PROBLEM => List each line of the data in which the string "that" appears.

___ COLLECTED MATERIAL

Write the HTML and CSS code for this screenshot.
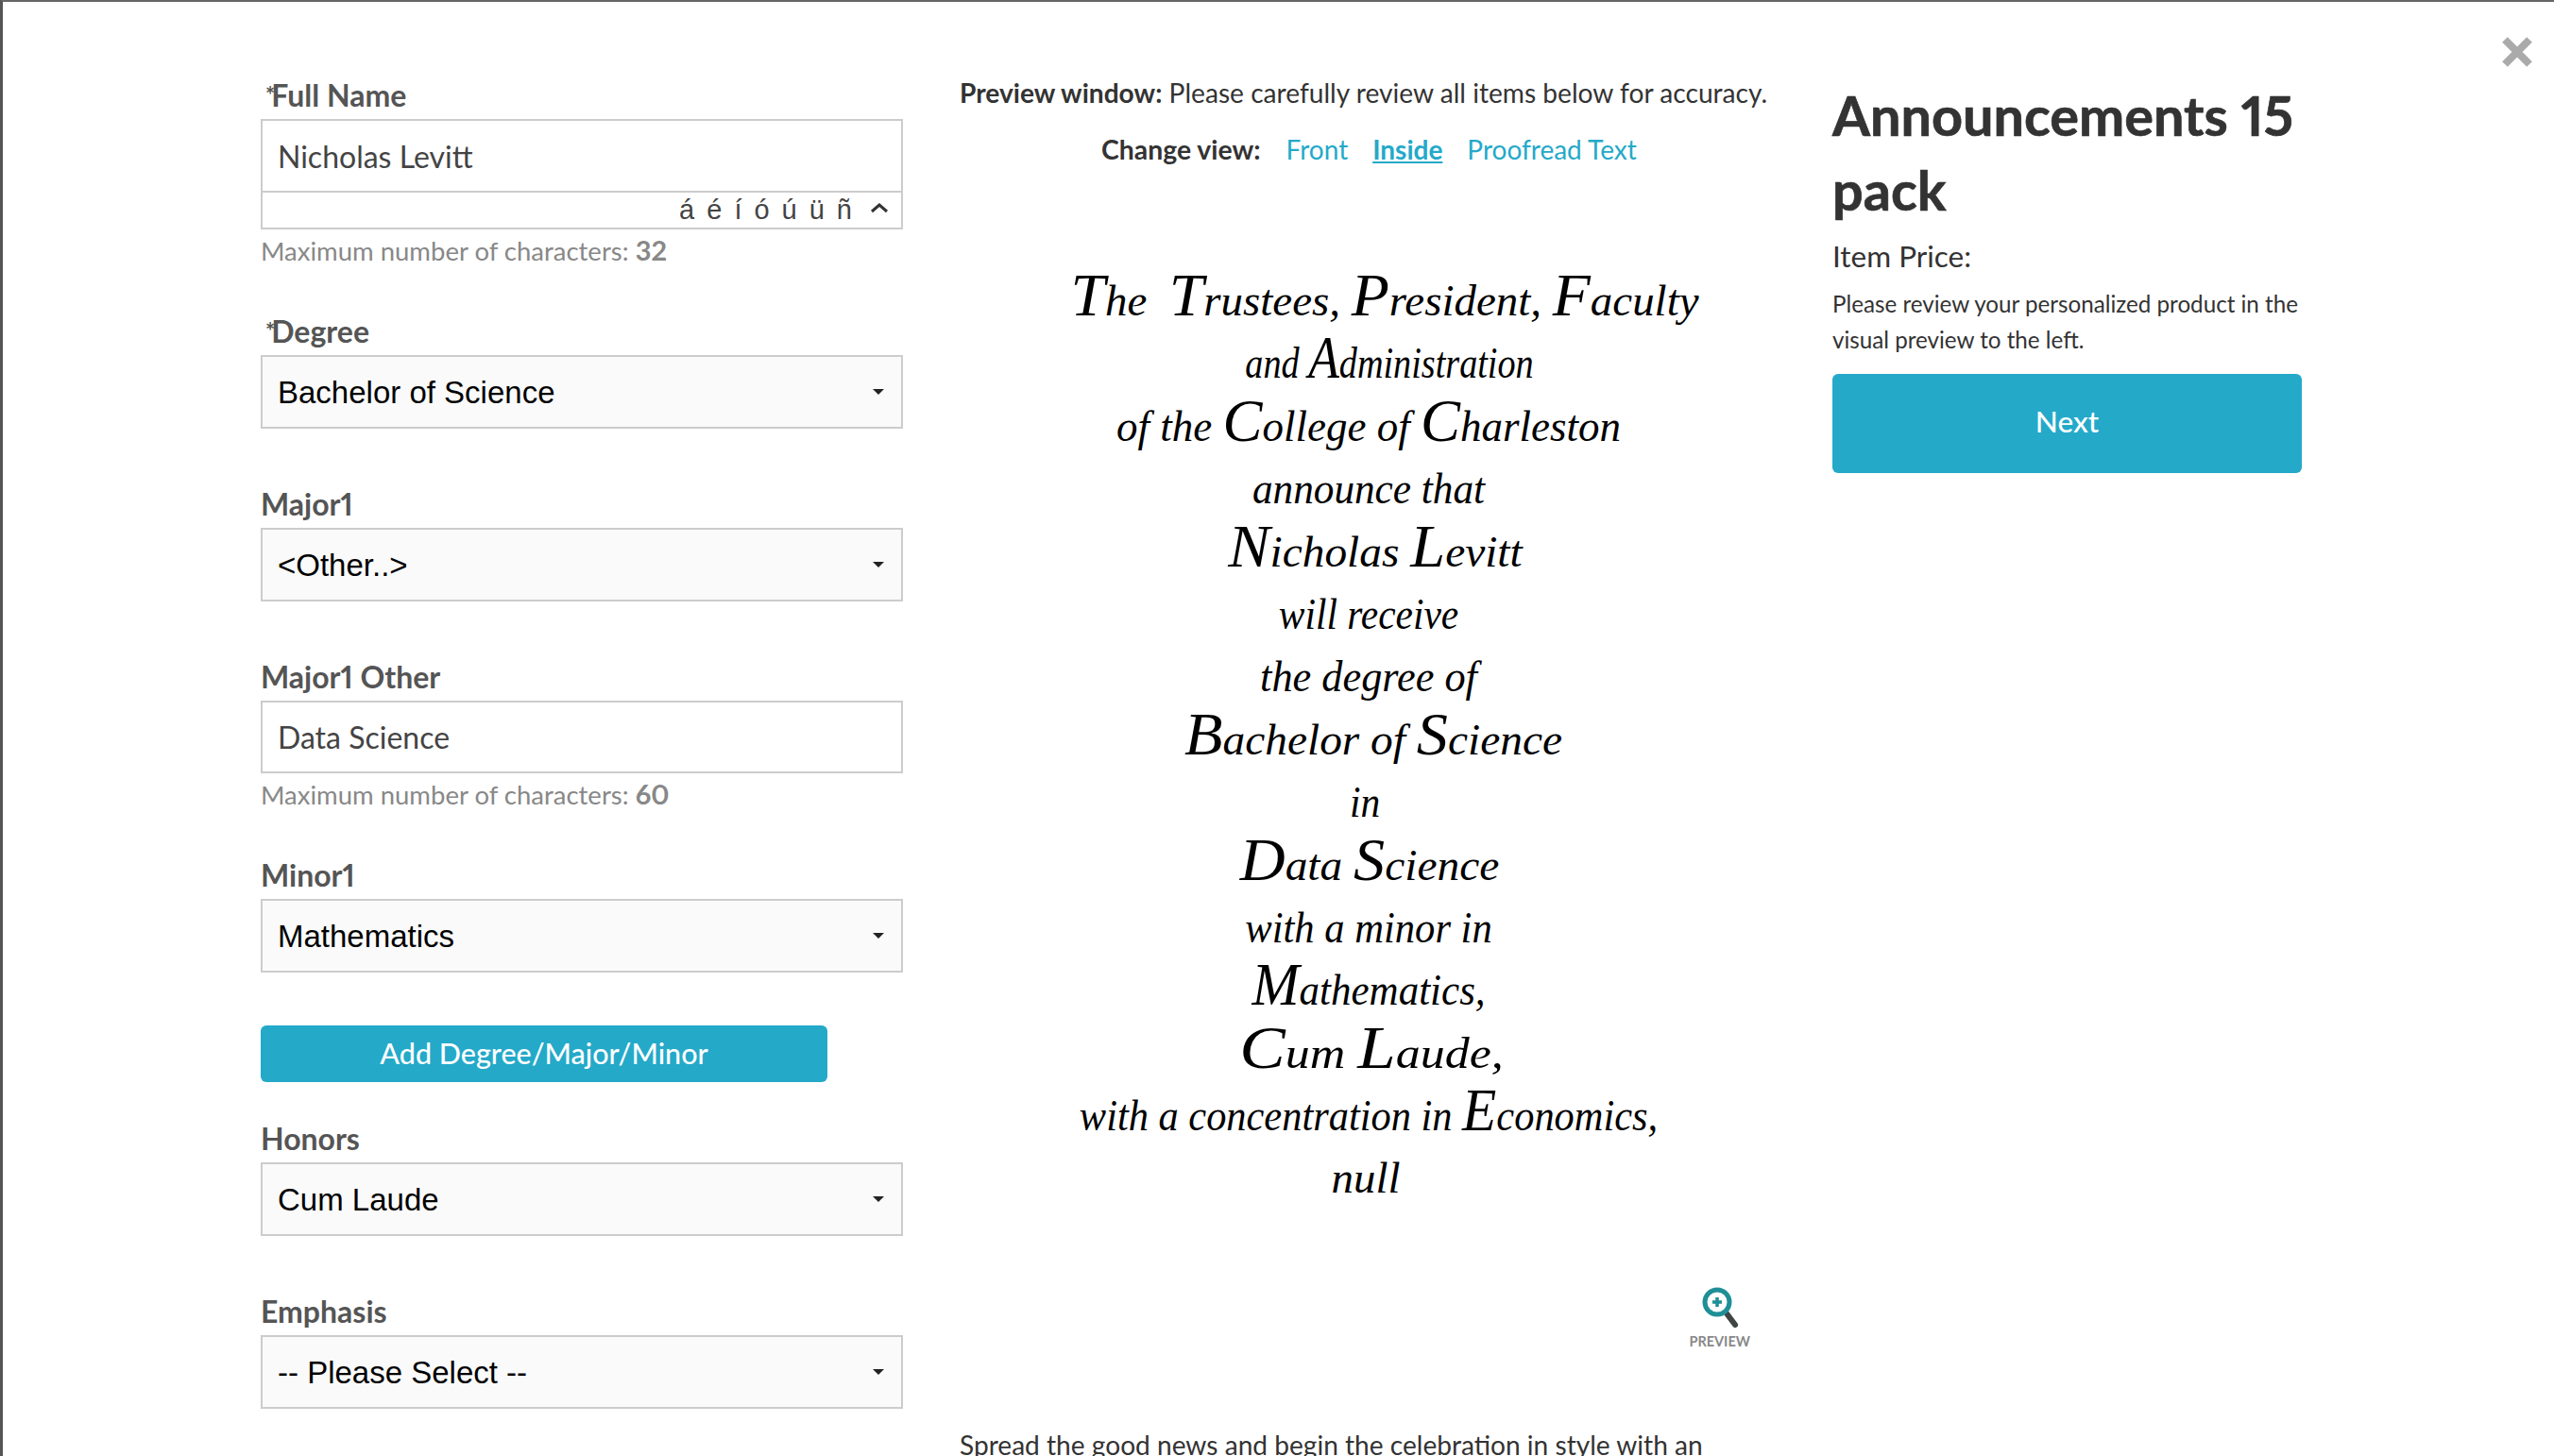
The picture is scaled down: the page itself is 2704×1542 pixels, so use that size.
FILE: index.html
```html
<!DOCTYPE html>
<html lang="en">
<head>
<meta charset="utf-8">
<title>Announcements 15 pack</title>
<link rel="stylesheet" href="styles.css">
</head>
<body>
<div class="modal">
  <button class="close" type="button" aria-label="Close">
    <svg viewBox="0 0 32 34" width="32" height="34"><path d="M3 4 L29 30 M29 4 L3 30" fill="none" stroke="#aaaaaa" stroke-width="8"/></svg>
  </button>
  <form class="form-col">
    <div class="field">
      <label class="label"><span class="req">*</span>Full Name</label>
      <input class="text-input joined" type="text" value="Nicholas Levitt">
      <div class="accents">
        <span>á</span><span>é</span><span>í</span><span>ó</span><span>ú</span><span>ü</span><span>ñ</span>
        <svg class="chev" viewBox="0 0 20 12" width="20" height="12"><path d="M2 10 L10 3 L18 10" fill="none" stroke="#333" stroke-width="3"/></svg>
      </div>
      <p class="help">Maximum number of characters: <b>32</b></p>
    </div>
    <div class="field">
      <label class="label"><span class="req">*</span>Degree</label>
      <div class="select-wrap"><select class="select"><option>Bachelor of Science</option></select></div>
    </div>
    <div class="field">
      <label class="label">Major1</label>
      <div class="select-wrap"><select class="select"><option>&lt;Other..&gt;</option></select></div>
    </div>
    <div class="field">
      <label class="label">Major1 Other</label>
      <input class="text-input" type="text" value="Data Science">
      <p class="help">Maximum number of characters: <b>60</b></p>
    </div>
    <div class="field field-tight">
      <label class="label">Minor1</label>
      <div class="select-wrap"><select class="select"><option>Mathematics</option></select></div>
    </div>
    <button class="btn add-btn" type="button">Add Degree/Major/Minor</button>
    <div class="field">
      <label class="label">Honors</label>
      <div class="select-wrap"><select class="select"><option>Cum Laude</option></select></div>
    </div>
    <div class="field">
      <label class="label">Emphasis</label>
      <div class="select-wrap"><select class="select"><option>-- Please Select --</option></select></div>
    </div>
  </form>

  <section class="preview-col">
    <p class="preview-note"><b>Preview window:</b> Please carefully review all items below for accuracy.</p>
    <nav class="views">
      <b class="views-label">Change view:</b>
      <a class="view-link" href="#">Front</a>
      <a class="view-link active" href="#">Inside</a>
      <a class="view-link" href="#">Proofread Text</a>
    </nav>
    <div class="card">
      <div class="script-line l1"><span class="cap">T</span>he &nbsp;<span class="cap">T</span>rustees, <span class="cap">P</span>resident, <span class="cap">F</span>aculty</div>
      <div class="script-line l2">and <span class="cap">A</span>dministration</div>
      <div class="script-line l3">of the <span class="cap">C</span>ollege of <span class="cap">C</span>harleston</div>
      <div class="script-line l4">announce that</div>
      <div class="script-line l5"><span class="cap">N</span>icholas <span class="cap">L</span>evitt</div>
      <div class="script-line l6">will receive</div>
      <div class="script-line l7">the degree of</div>
      <div class="script-line l8"><span class="cap">B</span>achelor of <span class="cap">S</span>cience</div>
      <div class="script-line l9">in</div>
      <div class="script-line l10"><span class="cap">D</span>ata <span class="cap">S</span>cience</div>
      <div class="script-line l11">with a minor in</div>
      <div class="script-line l12"><span class="cap">M</span>athematics,</div>
      <div class="script-line l13"><span class="cap">C</span>um <span class="cap">L</span>aude,</div>
      <div class="script-line l14">with a concentration in <span class="cap">E</span>conomics,</div>
      <div class="script-line l15">null</div>
    </div>
    <div class="zoom-row">
      <div class="zoom">
        <svg viewBox="0 0 40 46" width="40" height="46">
          <path d="M27 29 L36 41" stroke="#3f4445" stroke-width="6" stroke-linecap="round" fill="none"/>
          <circle cx="17" cy="17" r="13" fill="#fff" stroke="#1f8f97" stroke-width="5"/>
          <path d="M17 12 V22 M12 17 H22" stroke="#1f8f97" stroke-width="3.5" fill="none"/>
        </svg>
        <span class="zoom-label">PREVIEW</span>
      </div>
    </div>
    <p class="desc">Spread the good news and begin the celebration in style with an</p>
  </section>

  <aside class="detail-col">
    <h1 class="title">Announcements 15 pack</h1>
    <p class="price">Item Price:</p>
    <p class="note">Please review your personalized product in the visual preview to the left.</p>
    <button class="btn next-btn" type="button">Next</button>
  </aside>
</div>
</body>
</html>
```
FILE: styles.css
```css
* { box-sizing: border-box; }
html, body { margin: 0; height: 100%; overflow: hidden; background: #fff; }
body { font-family: Lato, "Open Sans", sans-serif; color: #333; font-variant-numeric: proportional-nums; }

.modal {
  position: relative;
  display: flex;
  height: 1542px;
  overflow: hidden;
  padding: 79px 0 0 273px;
  border-top: 2px solid #666;
  border-left: 3px solid #555;
  background: #fff;
}
.modal::before {
  content: "";
  position: absolute;
  top: 138px;
  bottom: 0;
  left: -3px;
  width: 3px;
  background: #2a1218;
}

.close {
  position: absolute;
  top: 36px;
  right: 23px;
  padding: 0;
  border: 0;
  background: none;
  line-height: 0;
}

/* Form column */
.form-col { width: 680px; flex: none; }
.field { margin-bottom: 60px; }
.field-tight { margin-bottom: 56px; }
.label {
  display: block;
  height: 40px;
  margin-bottom: 5px;
  font-size: 32px;
  line-height: 40px;
  font-weight: 700;
  color: #555;
}
.req { font-size: 24px; margin-left: 5px; margin-right: -4px; vertical-align: 3px; }
.text-input {
  display: block;
  width: 100%;
  height: 77px;
  padding: 0 16px;
  border: 2px solid #ccc;
  background: #fff;
  font: 400 32px Lato, sans-serif;
  color: #444;
  outline: none;
}
.text-input.joined { height: 78px; }
.accents {
  display: flex;
  justify-content: flex-end;
  align-items: center;
  gap: 13px;
  height: 41px;
  margin-top: -2px;
  padding-right: 13px;
  border: 2px solid #ccc;
  font: 400 29px "Liberation Sans", sans-serif;
  color: #444;
}
.chev { margin-left: 6px; margin-bottom: 6px; }
.help {
  margin: 2px 0 -20px;
  height: 46px;
  font-size: 27.5px;
  line-height: 40px;
  color: #888;
}
.help b { font-size: 29px; color: #888; }
.select-wrap { position: relative; }
.select-wrap::after {
  content: "";
  position: absolute;
  top: 36px;
  right: 20px;
  border-left: 6px solid transparent;
  border-right: 6px solid transparent;
  border-top: 6px solid #222;
  pointer-events: none;
}
.select {
  display: block;
  width: 100%;
  height: 78px;
  padding: 0 40px 0 16px;
  border: 2px solid #ccc;
  border-radius: 0;
  background: #fafafa;
  appearance: none;
  font: 400 33px "Liberation Sans", sans-serif;
  color: #000;
  outline: none;
}

.btn {
  display: block;
  border: 0;
  border-radius: 6px;
  background: #24a9c9;
  color: #fff;
  font-family: Lato, sans-serif;
  font-weight: 500;
}
.add-btn { width: 600px; height: 60px; margin-bottom: 40px; padding: 0 0 3px; font-size: 30.5px; }

/* Preview column */
.preview-col { width: 864px; flex: none; margin-left: 60px; margin-top: -1px; }
.preview-note { margin: 0; font-size: 28.15px; line-height: 36px; color: #333; white-space: nowrap; }
.views {
  display: flex;
  align-items: center;
  height: 36px;
  margin-top: 24px;
  padding-left: 150px;
  font-size: 28px;
}
.views-label { margin-right: 27px; font-size: 28.4px; color: #333; }
.view-link { margin-right: 26px; color: #24a9c9; text-decoration: none; }
.view-link.active { font-weight: 700; text-decoration: underline; }

.card { width: 866px; margin-top: 110px; }
.script-line {
  height: 66.4px;
  text-align: center;
  font: italic 400 46px/66px "Liberation Serif", serif;
  color: #000;
  white-space: nowrap;
}
.cap { font-size: 1.4em; line-height: 0; }
.l1 { transform: translateX(17px) scaleX(1.02); }
.l2 { transform: translateX(22px) scaleX(.83); }
.l3 { transform: scaleX(.978); }
.l4 { transform: scaleX(.94); }
.l5 { transform: translateX(7px) scaleX(1.03); }
.l6 { transform: scaleX(.9); }
.l7 { transform: scaleX(.964); }
.l8 { transform: translateX(5px) scaleX(1.03); }
.l9 { transform: translateX(-4px) scaleX(.9); }
.l10 { transform: translateX(1px) scaleX(1.03); }
.l11 { transform: scaleX(.926); }
.l12 { transform: scaleX(.935); }
.l13 { transform: translateX(3px) scaleX(1.13); }
.l14 { transform: scaleX(.922); }
.l15 { transform: translateX(-3px) scaleX(1.02); }

.zoom-row { display: flex; justify-content: flex-end; margin-top: 80px; padding-right: 27px; }
.zoom { display: flex; flex-direction: column; align-items: center; }
.zoom-label { font-size: 14.5px; line-height: 16px; font-weight: 700; color: #888; margin-top: 5px; }
.desc { margin: 83px 0 0; font-size: 28.1px; line-height: 36px; color: #333; white-space: nowrap; }

/* Detail column */
.detail-col { width: 497px; flex: none; margin-left: 60px; margin-top: 1px; }
.title { margin: 0; font-size: 57.6px; line-height: 79px; font-weight: 700; color: #333; -webkit-text-stroke: .7px #333; }
.price { margin: 11px 0 0; font-size: 31.5px; line-height: 40px; color: #333; }
.note { margin: 12px 0 0; font-size: 24.2px; line-height: 38px; color: #333; }
.next-btn { width: 497px; height: 105px; margin-top: 17px; padding: 0 0 5px; font-size: 31.5px; }
```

______

ANSWER TO THIS PROBLEM =>
The picture is scaled down: the page itself is 2704×1542 pixels, so use that size.
      <div class="script-line l4">announce that</div>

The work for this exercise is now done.